The plaintiff brings this action, as trustee in bankruptcy, to recover money paid to the defendant within four months prior to the filing of the petition in bankruptcy, claiming that such payment constituted a voidable preference under the Bankruptcy Act. The complaint alleges that within four months prior to the petition in bankruptcy the Consolidated Stock and Petroleum Exchange of New York, purporting to act under its rules and regulations, collected and received for and on behalf of the bankrupt, from divers persons then indebted to him, certain sums of money aggregating $13,287.09, and for and on behalf of said bankrupt paid, transferred and delivered therefrom, to the defendant, $188.52 on account of his claim against the bankrupt, thereby enabling the defendant to obtain, as a creditor of the bankrupt, a greater percentage of his debt than other creditors of the same class. Other allegations are made in the complaint bringing the action within the Bankruptcy Act. A demurrer to the complaint was sustained on the ground that it appears, from the face of the complaint, that the Municipal Court has no jurisdiction of the subject matter of the action. We think the demurrer was properly sustained and that this case comes within the principle asserted in Houghton v. Stiner, 92 App. Div. 171, and Dyer v. Kratzenstein, 103 id. '404, rather than within the principle of Stern v. Mayer, 99 id. *215427, and Merritt v. Halliday, 107 id. 596. In the last two named eases the action was brought by a trustee in bankruptcy to recover a money judgment because of an alleged preference given to the defendant directly by the bankrupt. These cases are, therefore, distinguishable from Dyer v.

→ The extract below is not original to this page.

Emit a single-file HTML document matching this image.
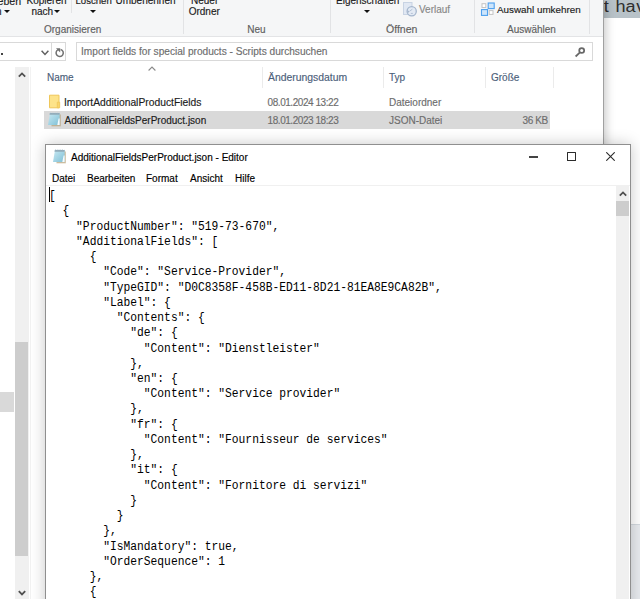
<!DOCTYPE html>
<html><head><meta charset="utf-8">
<style>
*{margin:0;padding:0;box-sizing:border-box}
html,body{width:640px;height:599px;overflow:hidden;background:#fff;position:relative;font-family:"Liberation Sans",sans-serif}
.a{position:absolute;white-space:nowrap}
.s{font-size:10px;line-height:12px;-webkit-text-stroke:0.15px currentColor}
.k{color:#1b1b1b}
#ribbon{left:0;top:0;width:603px;height:37px;background:#f5f6f7;border-bottom:1px solid #e3e4e6}
.sep{position:absolute;width:1px;background:#e2e3e5}
.hsep{position:absolute;width:1px;background:#ebebeb}
.tri{position:absolute;width:0;height:0;border-left:3px solid transparent;border-right:3px solid transparent;border-top:3.4px solid #111;margin:-0.3px 0 0 -0.6px}
.grp{color:#606060}
.hdr{color:#4c607a}
.gray{color:#6d6d6d}
#np{left:45px;top:144px;width:586px;height:470px;background:#fff;border:1px solid #8f8f8f;box-shadow:0 0 14px rgba(0,0,0,0.22)}
.mono{font-family:"Liberation Mono",monospace;font-size:12.5px;line-height:15.23px;color:#000;white-space:pre;transform-origin:0 0;transform:scaleX(0.9027)}
</style></head><body>
<svg width="0" height="0" style="position:absolute">
<defs>
<linearGradient id="npg" x1="0" y1="0" x2="1" y2="1"><stop offset="0" stop-color="#c9e9f3"/><stop offset="1" stop-color="#7fc0d6"/></linearGradient>
<symbol id="npicon" viewBox="0 0 18 18">
<path d="M6.5 4.5h9.3v11.8h-9.3z" fill="#b59f76" opacity="0.7"/>
<path d="M5 3h9.6v12h-11.6z" fill="url(#npg)"/>
<path d="M13.6 8.5L14.6 8.5L14.6 15L12.3 15z" fill="#f6fbfd"/>
<path d="M4.8 3h9.8v1.8h-10.1z" fill="#92abb9"/>
<path d="M5.2 2.6h9" stroke="#c8d6de" stroke-width="1" stroke-dasharray="1 1.2"/>
</symbol>
</defs>
</svg>
<!-- web page behind right -->
<div class="a" style="left:603px;top:0;width:37px;height:18px;background:#b8c2c8"></div>
<div class="a" style="left:603px;top:524px;width:37px;height:75px;background:#e8ebef;border-top:1px solid #d3d9df"></div>
<div class="a" style="left:0;top:0;font-size:16px;line-height:20px;color:#2e2e2e;transform:scaleX(1.13);transform-origin:0 0">
<span class="a" style="left:534.4px;top:-2.8px">t</span><span class="a" style="left:544.8px;top:-2.8px">h</span><span class="a" style="left:553.5px;top:-2.8px">a</span><span class="a" style="left:563px;top:-2.8px">v</span></div>

<!-- explorer window -->
<div class="a" style="left:0;top:0;width:603px;height:599px;background:#fff;box-shadow:3px 0 9px rgba(0,0,0,0.22)"></div>
<div class="a" id="ribbon"></div>
<div class="a" style="left:603px;top:0;width:1px;height:599px;background:#a0a0a0"></div>

<!-- ribbon contents -->
<div class="a s k" style="left:-2.5px;top:-5.5px;font-size:10.6px">eben</div>
<div class="a s k" style="left:-4px;top:5.5px">n</div>
<div class="tri" style="left:5px;top:10px"></div>
<div class="a s k" style="left:26.5px;top:-5.5px">Kopieren</div>
<div class="a s k" style="left:31.5px;top:5.5px">nach</div>
<div class="tri" style="left:55px;top:10px"></div>
<div class="sep" style="left:71px;top:0;height:13px"></div>
<div class="a s k" style="left:75.5px;top:-5.5px;font-size:9.6px">Löschen</div>
<div class="tri" style="left:91px;top:10px"></div>
<div class="a s k" style="left:115.5px;top:-5.5px">Umbenennen</div>
<div class="a s grp" style="left:44px;top:23.5px">Organisieren</div>
<div class="sep" style="left:183px;top:0;height:34px"></div>
<div class="a s k" style="left:191px;top:-5.5px">Neuer</div>
<div class="a s k" style="left:188.7px;top:5.5px">Ordner</div>
<div class="a s grp" style="left:247.3px;top:23.5px">Neu</div>
<div class="sep" style="left:330px;top:0;height:33px"></div>
<div class="a s k" style="left:336px;top:-5.5px">Eigenschaften</div>
<div class="tri" style="left:364.5px;top:10px"></div>
<!-- verlauf icon -->
<svg class="a" style="left:402px;top:1px" width="16" height="16" viewBox="0 0 16 16">
<rect x="1.5" y="1.5" width="8.5" height="12" fill="#e1e8f3" stroke="#c8d3e3"/>
<circle cx="9.7" cy="10.3" r="4.6" fill="#e3eaf4" stroke="#a5b6cd" stroke-width="1.3"/>
<path d="M7.6 10.2l2.8-2M8.8 12.4h2" stroke="#b3c2d6" stroke-width="1"/>
<path d="M5 9.6l1.2 2.4 1.3-2z" fill="#a5b6cd"/>
</svg>
<div class="a s" style="left:419px;top:3.5px;color:#888">Verlauf</div>
<div class="a s grp" style="left:386px;top:23px;font-size:10.5px">Öffnen</div>
<div class="sep" style="left:474px;top:0;height:33px"></div>
<svg class="a" style="left:478px;top:0px" width="20" height="20" viewBox="0 0 20 20">
<rect x="4" y="3.7" width="3.8" height="3.8" fill="#fff" stroke="#c4c4c4"/>
<rect x="10.2" y="3" width="6" height="5.6" fill="#cde5fc" stroke="#4ea0ee" stroke-width="1.1"/>
<rect x="3.5" y="9.6" width="6" height="5.8" fill="#cde5fc" stroke="#4ea0ee" stroke-width="1.1"/>
<rect x="11.2" y="10.6" width="3.8" height="3.8" fill="#fff" stroke="#c4c4c4"/>
</svg>
<div class="a s k" style="left:497px;top:3.8px;font-size:9.85px">Auswahl umkehren</div>
<div class="a s grp" style="left:507px;top:23.5px">Auswählen</div>
<div class="sep" style="left:589px;top:0;height:34px"></div>

<!-- address bar -->
<div class="a" style="left:-5px;top:42px;width:71px;height:19px;border:1px solid #d9d9d9"></div>
<div class="a" style="left:51px;top:43px;width:1px;height:17px;background:#d9d9d9"></div>
<div class="a" style="left:1px;top:53px;width:2px;height:2px;background:#444"></div>
<svg class="a" style="left:41px;top:50px" width="8" height="6" viewBox="0 0 8 6"><path d="M0.6 0.8l3.4 3.6 3.4-3.6" stroke="#606060" stroke-width="1.5" fill="none"/></svg>
<svg class="a" style="left:54px;top:47px" width="11" height="11" viewBox="0 0 11 11"><path d="M4.2 2.6A3.6 3.6 0 1 0 6.6 2.4" stroke="#707070" stroke-width="1.5" fill="none"/><path d="M2 1.2h4.2v4.2z" fill="#707070"/></svg>
<div class="a" style="left:76px;top:42px;width:517px;height:19px;border:1px solid #d9d9d9"></div>
<div class="a s" style="left:81px;top:45.8px;color:#6d6d6d;font-size:10.15px">Import fields for special products - Scripts durchsuchen</div>
<svg class="a" style="left:574px;top:46px" width="12" height="12" viewBox="0 0 12 12"><circle cx="7.7" cy="4.5" r="2.45" stroke="#686868" stroke-width="1.75" fill="none"/><path d="M6 6.3L1.6 10.5" stroke="#686868" stroke-width="1.75"/></svg>

<!-- nav pane scrollbar -->
<div class="a" style="left:15px;top:67px;width:14px;height:532px;background:#f0f0f0"></div>
<div class="a" style="left:15px;top:342px;width:13px;height:214px;background:#cdcdcd"></div>
<div class="a" style="left:30px;top:67px;width:1px;height:532px;background:#f2f2f2"></div>
<svg class="a" style="left:18px;top:72px" width="8" height="6" viewBox="0 0 8 6"><path d="M0.8 4.6l3.2-3.2 3.2 3.2" stroke="#505050" stroke-width="1.8" fill="none"/></svg>
<svg class="a" style="left:18px;top:590px" width="8" height="6" viewBox="0 0 8 6"><path d="M0.8 1.2l3.2 3.2 3.2-3.2" stroke="#505050" stroke-width="1.8" fill="none"/></svg>
<div class="a" style="left:0;top:392px;width:14px;height:20px;background:#d9d9d9"></div>

<!-- file list header -->
<div class="a s hdr" style="left:47px;top:72px">Name</div>
<svg class="a" style="left:148px;top:66px" width="8" height="6" viewBox="0 0 8 6"><path d="M0.6 4.5l3.4-3.4 3.4 3.4" stroke="#8a8a8a" stroke-width="1.1" fill="none"/></svg>
<div class="hsep" style="left:262px;top:67px;height:21px"></div>
<div class="a s hdr" style="left:268px;top:72px;font-size:10.4px">Änderungsdatum</div>
<div class="hsep" style="left:383px;top:67px;height:21px"></div>
<div class="a s hdr" style="left:389px;top:72px">Typ</div>
<div class="hsep" style="left:485px;top:67px;height:21px"></div>
<div class="a s hdr" style="left:491px;top:72px">Größe</div>
<div class="hsep" style="left:553px;top:67px;height:21px"></div>

<!-- rows -->
<svg class="a" style="left:48px;top:94px" width="13" height="15" viewBox="0 0 13 15">
<path d="M1.5 1.2h9.5v12.6h-9.5z" fill="#fde38a" stroke="#efc75a"/>
<path d="M9.3 8.2h2.4v5.6h-2.4z" fill="#f9d56b" stroke="#efc75a" stroke-width="0.8"/>
</svg>
<div class="a s k" style="left:64px;top:97px;font-size:10.3px">ImportAdditionalProductFields</div>
<div class="a s gray" style="left:267.6px;top:97px;letter-spacing:-0.45px">08.01.2024 13:22</div>
<div class="a s gray" style="left:389px;top:97px">Dateiordner</div>

<div class="a" style="left:44px;top:111px;width:506px;height:18px;background:#d9d9d9"></div>
<svg class="a" style="left:45px;top:109.6px" width="18" height="18"><use href="#npicon"/></svg>
<div class="a s k" style="left:64.5px;top:115px">AdditionalFieldsPerProduct.json</div>
<div class="a s gray" style="left:267.6px;top:115px;letter-spacing:-0.45px">18.01.2023 18:23</div>
<div class="a s gray" style="left:389px;top:115px">JSON-Datei</div>
<div class="a s gray" style="left:522.5px;top:115px;letter-spacing:-0.4px">36 KB</div>

<!-- notepad -->
<div class="a" id="np"></div>
<svg class="a" style="left:50px;top:147px" width="18" height="18"><use href="#npicon"/></svg>
<div class="a s" style="left:71px;top:152px;color:#000">AdditionalFieldsPerProduct.json - Editor</div>
<div class="a" style="left:529px;top:156px;width:9px;height:1.6px;background:#444"></div>
<div class="a" style="left:567px;top:152px;width:9px;height:9px;border:1.2px solid #2b2b2b;border-radius:0.5px"></div>
<svg class="a" style="left:605.8px;top:152px" width="9" height="9" viewBox="0 0 9 9"><path d="M0.3 0.3l8.4 8.4M8.7 0.3l-8.4 8.4" stroke="#2b2b2b" stroke-width="1.1"/></svg>
<div class="a s" style="left:52px;top:172.8px;color:#000">Datei</div>
<div class="a s" style="left:87px;top:172.8px;color:#000">Bearbeiten</div>
<div class="a s" style="left:146px;top:172.8px;color:#000">Format</div>
<div class="a s" style="left:190px;top:172.8px;color:#000">Ansicht</div>
<div class="a s" style="left:235px;top:172.8px;color:#000">Hilfe</div>
<div class="a" style="left:46px;top:185px;width:584px;height:1px;background:#f0f0f0"></div>
<!-- scrollbar -->
<div class="a" style="left:616px;top:186px;width:13px;height:413px;background:#f0f0f0"></div>
<div class="a" style="left:616px;top:201px;width:13px;height:15px;background:#cdcdcd"></div>
<svg class="a" style="left:619px;top:191px" width="8" height="6" viewBox="0 0 8 6"><path d="M0.8 4.6l3.2-3.2 3.2 3.2" stroke="#505050" stroke-width="1.8" fill="none"/></svg>
<div class="a" style="left:49px;top:187px;width:1px;height:15px;background:#000"></div>
<div class="a mono" style="left:49.2px;top:189.2px">[
  {
    "ProductNumber": "519-73-670",
    "AdditionalFields": [
      {
        "Code": "Service-Provider",
        "TypeGID": "D0C8358F-458B-ED11-8D21-81EA8E9CA82B",
        "Label": {
          "Contents": {
            "de": {
              "Content": "Dienstleister"
            },
            "en": {
              "Content": "Service provider"
            },
            "fr": {
              "Content": "Fournisseur de services"
            },
            "it": {
              "Content": "Fornitore di servizi"
            }
          }
        },
        "IsMandatory": true,
        "OrderSequence": 1
      },
      {</div>
</body></html>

Kratzenstein, supra, and the ease at bar, where an assignment or transfer was made by the bankrupt to a third person, who collected the property of the bankrupt and transferred it to the defendant.

Judgment affirmed, with costs and with leave to the appellant to appeal from this determination to "the Appellate Division.

Gildersleeve and Brady, JJ., concur.

Judgment affirmed, with costs, with leave to appellant to appeal from this determination to the Appellate Division.